Home / News / India /  RBI board approves dividend transfer of 57,128 crore to the government

Mumbai: The central board of Reserve Bank of India has decided to transfer 57,128 crore as surplus to the government for the fiscal year 2020. In a notification released on Friday, the board also decided to keep the contingency risk buffer at 5.5%.

The government had budgeted 60,000 crore as dividends from RBI and state-run banks and financial institutions, according to the Union Budget 2020-21.

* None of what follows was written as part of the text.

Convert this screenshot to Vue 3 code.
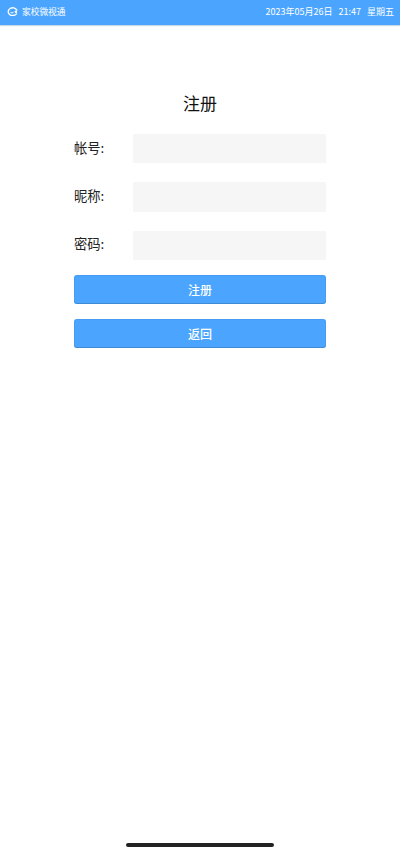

Last year RBI had transferred a whopping 1.76 trillion to the central exchequer for the year ended June 2019, including 5.26 trillion of excess contingent reserves and interim dividend of 28,000 crore paid in February 2019. This followed the recommendation by the panel headed by former RBI governor Bimal Jalan which was set up by RBI in 2018 to recommend a formula for the sharing of its profits with the government. The panel had approved a record dividend and has said an interim dividend could be paid only "under exceptional circumstances."

RBI and the government follow different financial years. The apex bank is in the process of changing its financial year to the same as the government's from 1 April 2021. The board also approved the Annual Report and accounts of RBI for the year 2019-20, said the central bank in its notification

RBI did not pay any interim dividend to the government for the year ended June 2020 as the Jalan Committee had recommended that interim dividend should be paid to the government only in "exceptional circumstances".

The dividend from the central bank will come at a time when the central government's finances are under severe strain. The government's fiscal deficit as on 30 June touched 83.2% of the full year budget target of 7.96 trillion, primarily on account of a sharp fall in revenues due to the nationwide lockdown imposed to curb covid-19.

The government has sharply raised its gross borrowing programme for this fiscal from the budgeted 7.8 trillion to 12 trillion, signalling a major slippage in fiscal deficit necessitated on account of the covid-19 pandemic.